**Provided data**
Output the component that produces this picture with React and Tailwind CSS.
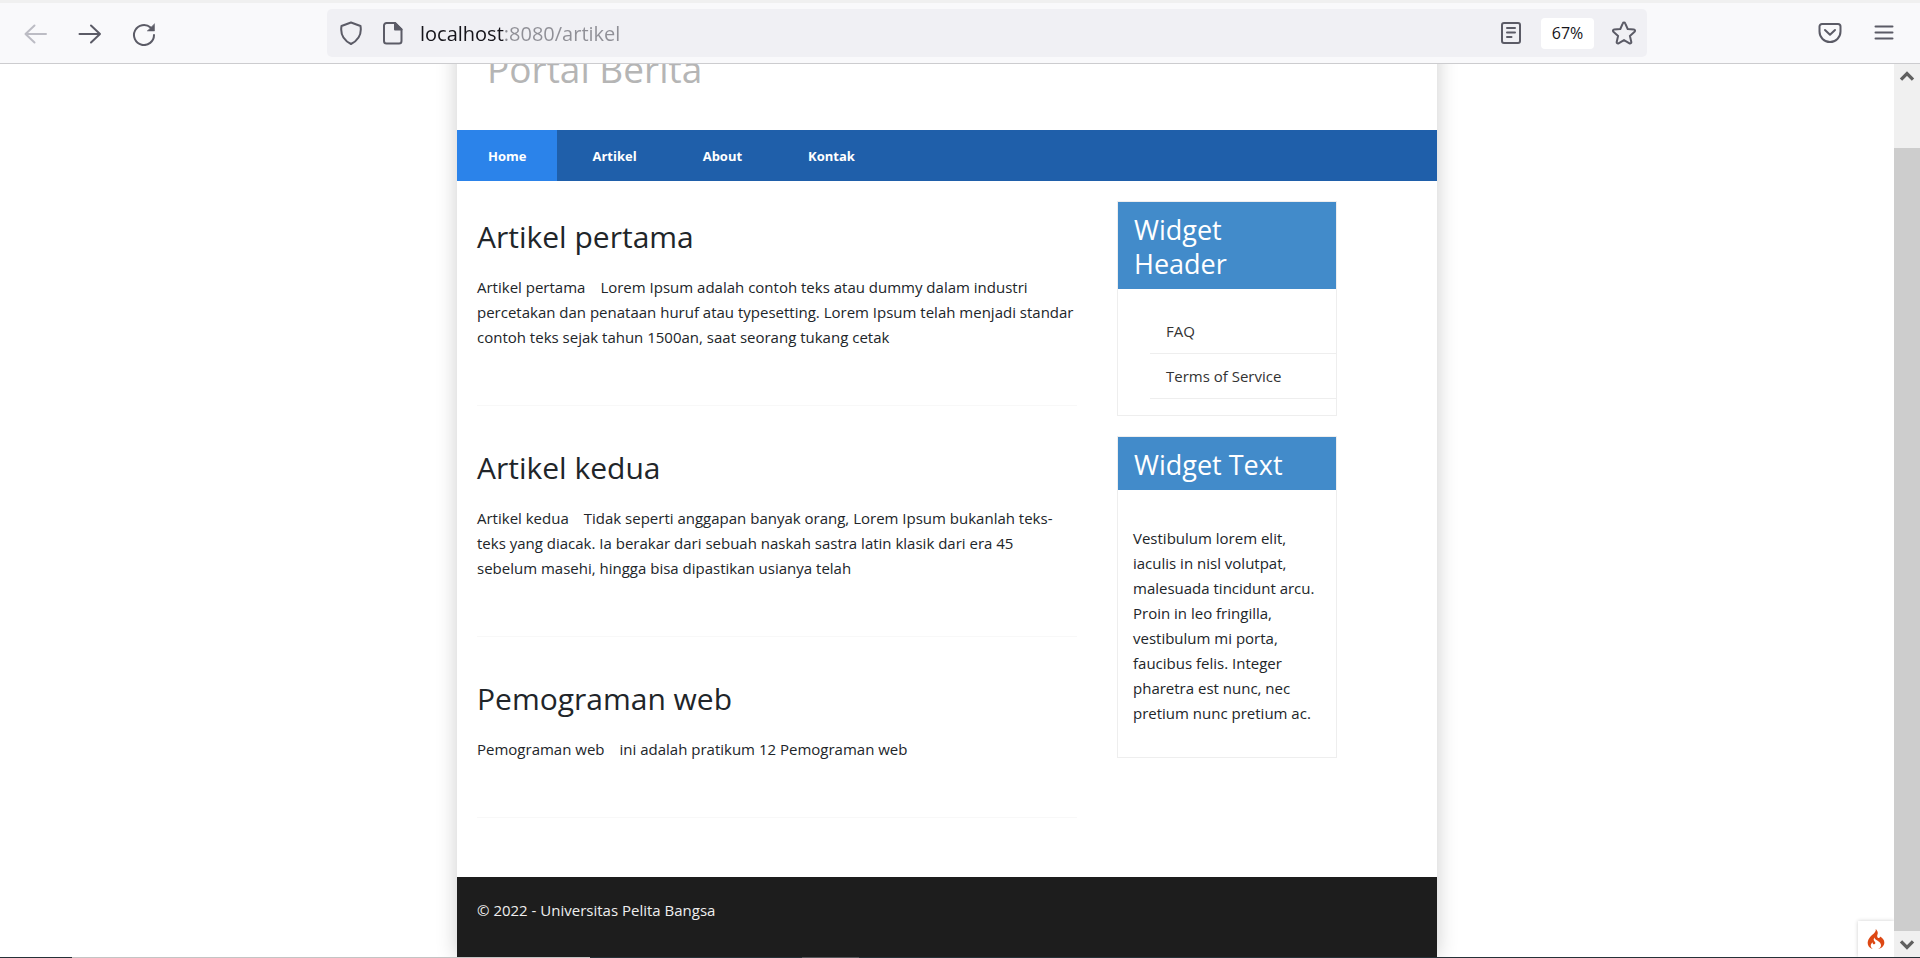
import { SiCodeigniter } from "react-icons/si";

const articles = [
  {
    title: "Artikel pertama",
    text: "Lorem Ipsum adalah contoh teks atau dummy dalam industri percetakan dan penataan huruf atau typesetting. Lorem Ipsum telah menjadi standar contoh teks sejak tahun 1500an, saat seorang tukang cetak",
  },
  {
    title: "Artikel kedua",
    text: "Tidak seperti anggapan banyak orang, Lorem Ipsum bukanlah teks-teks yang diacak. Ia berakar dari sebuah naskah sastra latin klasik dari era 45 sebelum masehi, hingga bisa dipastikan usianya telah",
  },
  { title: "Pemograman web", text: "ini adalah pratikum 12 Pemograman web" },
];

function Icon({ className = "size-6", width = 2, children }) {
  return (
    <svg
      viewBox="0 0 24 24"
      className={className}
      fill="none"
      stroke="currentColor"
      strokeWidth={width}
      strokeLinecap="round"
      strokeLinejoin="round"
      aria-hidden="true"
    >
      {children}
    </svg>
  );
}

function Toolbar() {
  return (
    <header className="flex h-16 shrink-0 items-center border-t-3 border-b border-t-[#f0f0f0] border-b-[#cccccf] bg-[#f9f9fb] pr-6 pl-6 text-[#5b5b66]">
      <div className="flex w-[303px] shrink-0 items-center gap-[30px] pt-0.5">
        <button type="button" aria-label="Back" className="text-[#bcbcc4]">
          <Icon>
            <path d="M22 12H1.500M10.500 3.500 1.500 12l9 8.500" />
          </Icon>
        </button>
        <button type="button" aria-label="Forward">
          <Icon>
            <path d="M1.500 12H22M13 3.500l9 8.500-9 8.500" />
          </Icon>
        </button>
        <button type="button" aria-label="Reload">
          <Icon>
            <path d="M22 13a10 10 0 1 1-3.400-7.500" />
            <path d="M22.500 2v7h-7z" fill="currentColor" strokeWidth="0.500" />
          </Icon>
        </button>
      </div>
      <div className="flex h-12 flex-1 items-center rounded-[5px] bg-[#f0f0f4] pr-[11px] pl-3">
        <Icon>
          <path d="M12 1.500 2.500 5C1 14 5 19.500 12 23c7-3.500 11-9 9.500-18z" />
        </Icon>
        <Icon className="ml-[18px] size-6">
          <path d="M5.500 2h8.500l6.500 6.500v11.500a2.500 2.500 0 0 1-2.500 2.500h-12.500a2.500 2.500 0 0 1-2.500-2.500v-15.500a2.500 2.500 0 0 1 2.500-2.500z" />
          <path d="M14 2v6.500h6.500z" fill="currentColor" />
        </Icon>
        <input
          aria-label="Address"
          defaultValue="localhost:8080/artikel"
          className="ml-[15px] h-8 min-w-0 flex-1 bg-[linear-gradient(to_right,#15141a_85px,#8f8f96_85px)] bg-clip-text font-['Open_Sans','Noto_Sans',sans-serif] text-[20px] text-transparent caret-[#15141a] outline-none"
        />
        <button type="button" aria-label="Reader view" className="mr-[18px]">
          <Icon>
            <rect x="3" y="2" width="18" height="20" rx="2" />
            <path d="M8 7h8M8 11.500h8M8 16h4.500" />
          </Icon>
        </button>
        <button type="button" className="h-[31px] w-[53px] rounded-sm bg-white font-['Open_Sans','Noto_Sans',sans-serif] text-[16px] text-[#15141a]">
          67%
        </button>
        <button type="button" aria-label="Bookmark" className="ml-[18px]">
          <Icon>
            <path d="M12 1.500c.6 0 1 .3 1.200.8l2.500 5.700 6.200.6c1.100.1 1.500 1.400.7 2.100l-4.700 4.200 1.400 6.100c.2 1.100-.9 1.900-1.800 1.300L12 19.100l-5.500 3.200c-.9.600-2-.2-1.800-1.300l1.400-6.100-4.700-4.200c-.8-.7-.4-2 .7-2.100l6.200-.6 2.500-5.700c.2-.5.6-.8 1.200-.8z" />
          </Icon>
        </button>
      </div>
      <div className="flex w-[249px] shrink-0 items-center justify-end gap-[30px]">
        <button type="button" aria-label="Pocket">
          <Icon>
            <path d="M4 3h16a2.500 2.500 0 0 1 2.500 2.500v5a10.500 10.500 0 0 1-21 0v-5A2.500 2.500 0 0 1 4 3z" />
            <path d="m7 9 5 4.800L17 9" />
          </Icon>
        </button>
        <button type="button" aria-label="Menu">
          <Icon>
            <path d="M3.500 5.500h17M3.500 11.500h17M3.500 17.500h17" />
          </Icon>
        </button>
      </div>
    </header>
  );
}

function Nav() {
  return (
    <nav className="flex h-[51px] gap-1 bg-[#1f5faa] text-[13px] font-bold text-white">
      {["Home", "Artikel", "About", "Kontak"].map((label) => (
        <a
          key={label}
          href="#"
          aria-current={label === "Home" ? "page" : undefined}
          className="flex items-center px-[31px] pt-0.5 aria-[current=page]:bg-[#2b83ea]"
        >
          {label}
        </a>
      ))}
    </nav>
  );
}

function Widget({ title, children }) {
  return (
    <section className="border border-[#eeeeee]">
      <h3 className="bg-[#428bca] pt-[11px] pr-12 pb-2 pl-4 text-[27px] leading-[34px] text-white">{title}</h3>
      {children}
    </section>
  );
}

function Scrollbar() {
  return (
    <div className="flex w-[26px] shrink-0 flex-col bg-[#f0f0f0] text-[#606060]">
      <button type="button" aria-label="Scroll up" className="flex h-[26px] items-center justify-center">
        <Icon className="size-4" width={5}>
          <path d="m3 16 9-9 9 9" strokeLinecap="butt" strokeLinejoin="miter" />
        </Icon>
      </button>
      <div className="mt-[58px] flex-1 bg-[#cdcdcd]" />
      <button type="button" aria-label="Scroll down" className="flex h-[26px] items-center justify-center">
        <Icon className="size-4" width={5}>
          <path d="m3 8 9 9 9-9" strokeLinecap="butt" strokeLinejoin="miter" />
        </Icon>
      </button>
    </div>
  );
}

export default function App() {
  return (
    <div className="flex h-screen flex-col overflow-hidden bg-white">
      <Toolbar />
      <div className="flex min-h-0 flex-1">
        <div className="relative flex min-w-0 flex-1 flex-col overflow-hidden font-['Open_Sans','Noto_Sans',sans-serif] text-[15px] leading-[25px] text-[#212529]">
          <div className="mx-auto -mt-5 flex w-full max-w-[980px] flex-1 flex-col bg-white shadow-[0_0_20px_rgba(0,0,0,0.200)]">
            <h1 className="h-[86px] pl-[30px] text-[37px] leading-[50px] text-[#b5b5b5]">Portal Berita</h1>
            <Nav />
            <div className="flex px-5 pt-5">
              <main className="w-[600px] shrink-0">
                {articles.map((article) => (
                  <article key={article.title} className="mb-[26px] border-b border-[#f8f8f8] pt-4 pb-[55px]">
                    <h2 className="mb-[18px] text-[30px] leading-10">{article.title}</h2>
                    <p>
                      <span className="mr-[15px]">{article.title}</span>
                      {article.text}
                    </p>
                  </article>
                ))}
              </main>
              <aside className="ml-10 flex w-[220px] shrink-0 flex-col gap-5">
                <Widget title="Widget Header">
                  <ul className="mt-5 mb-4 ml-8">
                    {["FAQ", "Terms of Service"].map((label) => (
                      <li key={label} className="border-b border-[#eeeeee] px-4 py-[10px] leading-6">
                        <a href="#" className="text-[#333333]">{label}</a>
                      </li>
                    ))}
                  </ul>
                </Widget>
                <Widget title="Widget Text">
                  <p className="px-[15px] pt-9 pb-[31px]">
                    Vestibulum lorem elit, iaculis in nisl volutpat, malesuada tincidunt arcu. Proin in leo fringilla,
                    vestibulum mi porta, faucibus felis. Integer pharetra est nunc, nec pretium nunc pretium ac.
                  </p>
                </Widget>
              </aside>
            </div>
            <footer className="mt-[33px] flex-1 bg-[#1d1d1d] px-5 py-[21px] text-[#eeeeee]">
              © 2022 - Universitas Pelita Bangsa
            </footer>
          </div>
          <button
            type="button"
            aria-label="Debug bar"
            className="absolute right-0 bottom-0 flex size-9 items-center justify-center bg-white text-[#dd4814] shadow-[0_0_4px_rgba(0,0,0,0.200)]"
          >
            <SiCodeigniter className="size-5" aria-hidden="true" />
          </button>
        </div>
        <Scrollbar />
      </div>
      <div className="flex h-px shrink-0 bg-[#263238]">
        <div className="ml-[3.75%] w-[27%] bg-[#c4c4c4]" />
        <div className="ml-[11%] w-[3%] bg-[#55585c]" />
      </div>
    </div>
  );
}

==

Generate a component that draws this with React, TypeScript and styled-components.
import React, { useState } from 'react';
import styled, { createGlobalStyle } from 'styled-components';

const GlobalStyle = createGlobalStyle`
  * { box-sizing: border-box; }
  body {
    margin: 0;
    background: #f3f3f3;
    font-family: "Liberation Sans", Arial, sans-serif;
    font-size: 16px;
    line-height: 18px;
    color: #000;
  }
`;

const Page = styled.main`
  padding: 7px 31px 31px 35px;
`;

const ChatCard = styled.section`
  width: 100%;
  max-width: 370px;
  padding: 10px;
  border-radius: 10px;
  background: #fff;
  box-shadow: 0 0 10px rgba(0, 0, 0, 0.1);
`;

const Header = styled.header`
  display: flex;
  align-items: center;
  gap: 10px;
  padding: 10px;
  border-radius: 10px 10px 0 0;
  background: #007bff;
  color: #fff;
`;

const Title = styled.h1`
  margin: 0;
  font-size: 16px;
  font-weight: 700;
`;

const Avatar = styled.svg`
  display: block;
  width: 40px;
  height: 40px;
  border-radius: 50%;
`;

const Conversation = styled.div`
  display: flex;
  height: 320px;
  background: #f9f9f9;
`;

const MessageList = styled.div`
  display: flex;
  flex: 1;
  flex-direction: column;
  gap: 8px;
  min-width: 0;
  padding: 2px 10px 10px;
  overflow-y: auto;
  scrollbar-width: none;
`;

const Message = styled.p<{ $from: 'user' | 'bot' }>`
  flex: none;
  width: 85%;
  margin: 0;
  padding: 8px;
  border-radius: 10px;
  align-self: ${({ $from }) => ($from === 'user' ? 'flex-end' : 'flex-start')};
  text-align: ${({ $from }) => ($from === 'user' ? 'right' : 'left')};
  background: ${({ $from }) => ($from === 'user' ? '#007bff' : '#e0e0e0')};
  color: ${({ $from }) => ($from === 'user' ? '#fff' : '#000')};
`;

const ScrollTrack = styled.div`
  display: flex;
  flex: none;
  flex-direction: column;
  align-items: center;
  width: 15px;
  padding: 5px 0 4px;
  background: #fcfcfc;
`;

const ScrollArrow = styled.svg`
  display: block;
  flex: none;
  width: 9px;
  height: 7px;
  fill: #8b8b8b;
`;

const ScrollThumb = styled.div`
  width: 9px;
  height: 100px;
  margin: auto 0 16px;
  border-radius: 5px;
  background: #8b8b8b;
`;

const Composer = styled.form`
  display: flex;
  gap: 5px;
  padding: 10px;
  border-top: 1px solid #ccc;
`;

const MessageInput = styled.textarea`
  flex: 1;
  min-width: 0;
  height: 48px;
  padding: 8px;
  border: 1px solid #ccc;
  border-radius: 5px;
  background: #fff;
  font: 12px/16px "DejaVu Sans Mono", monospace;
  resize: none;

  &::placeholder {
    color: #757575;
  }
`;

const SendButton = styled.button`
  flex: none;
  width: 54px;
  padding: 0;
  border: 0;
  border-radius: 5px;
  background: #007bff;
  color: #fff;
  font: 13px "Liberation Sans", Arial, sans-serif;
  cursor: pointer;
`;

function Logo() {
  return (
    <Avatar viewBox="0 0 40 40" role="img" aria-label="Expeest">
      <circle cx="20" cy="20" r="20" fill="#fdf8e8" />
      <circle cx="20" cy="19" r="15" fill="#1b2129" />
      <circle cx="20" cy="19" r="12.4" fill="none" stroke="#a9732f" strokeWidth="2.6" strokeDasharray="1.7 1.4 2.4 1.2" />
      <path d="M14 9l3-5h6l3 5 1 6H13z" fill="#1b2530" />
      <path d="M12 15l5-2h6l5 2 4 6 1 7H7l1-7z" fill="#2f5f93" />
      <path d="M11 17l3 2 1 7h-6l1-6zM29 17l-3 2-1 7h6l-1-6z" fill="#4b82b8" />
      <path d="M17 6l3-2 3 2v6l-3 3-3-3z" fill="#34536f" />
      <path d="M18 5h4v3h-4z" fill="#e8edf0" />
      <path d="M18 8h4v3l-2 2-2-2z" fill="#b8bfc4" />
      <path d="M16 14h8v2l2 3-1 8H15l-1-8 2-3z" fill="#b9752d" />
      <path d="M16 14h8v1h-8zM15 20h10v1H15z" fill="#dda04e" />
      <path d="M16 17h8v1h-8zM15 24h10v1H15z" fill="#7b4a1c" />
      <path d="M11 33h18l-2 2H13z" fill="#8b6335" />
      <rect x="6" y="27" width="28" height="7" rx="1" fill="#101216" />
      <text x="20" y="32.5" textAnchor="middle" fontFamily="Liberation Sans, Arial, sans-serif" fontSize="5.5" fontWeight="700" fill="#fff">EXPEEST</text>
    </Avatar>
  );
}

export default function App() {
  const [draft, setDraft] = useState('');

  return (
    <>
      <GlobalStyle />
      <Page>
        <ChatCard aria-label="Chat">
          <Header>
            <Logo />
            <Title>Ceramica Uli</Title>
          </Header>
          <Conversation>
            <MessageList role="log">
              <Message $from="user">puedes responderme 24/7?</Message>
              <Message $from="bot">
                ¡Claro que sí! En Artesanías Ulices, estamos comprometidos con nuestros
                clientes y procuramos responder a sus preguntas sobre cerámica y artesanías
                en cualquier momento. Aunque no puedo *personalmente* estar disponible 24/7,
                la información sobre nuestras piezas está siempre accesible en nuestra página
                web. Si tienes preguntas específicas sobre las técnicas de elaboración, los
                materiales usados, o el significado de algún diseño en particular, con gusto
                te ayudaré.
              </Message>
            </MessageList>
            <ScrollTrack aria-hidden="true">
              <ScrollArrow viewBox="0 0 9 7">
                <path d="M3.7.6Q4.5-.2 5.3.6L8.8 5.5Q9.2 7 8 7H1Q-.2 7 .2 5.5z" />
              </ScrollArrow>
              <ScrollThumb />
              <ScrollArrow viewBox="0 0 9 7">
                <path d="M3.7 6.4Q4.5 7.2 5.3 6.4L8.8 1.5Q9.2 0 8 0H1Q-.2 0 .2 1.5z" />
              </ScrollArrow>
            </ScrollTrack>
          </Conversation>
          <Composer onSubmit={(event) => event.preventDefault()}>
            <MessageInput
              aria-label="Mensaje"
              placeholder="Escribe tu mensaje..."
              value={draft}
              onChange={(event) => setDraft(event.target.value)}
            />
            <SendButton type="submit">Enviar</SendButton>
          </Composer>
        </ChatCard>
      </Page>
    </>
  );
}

**Direction**
Copy out every line from the data above that has "with" in it.

**Response to the exercise**
Output the component that produces this picture with React and Tailwind CSS.
Generate a component that draws this with React, TypeScript and styled-components.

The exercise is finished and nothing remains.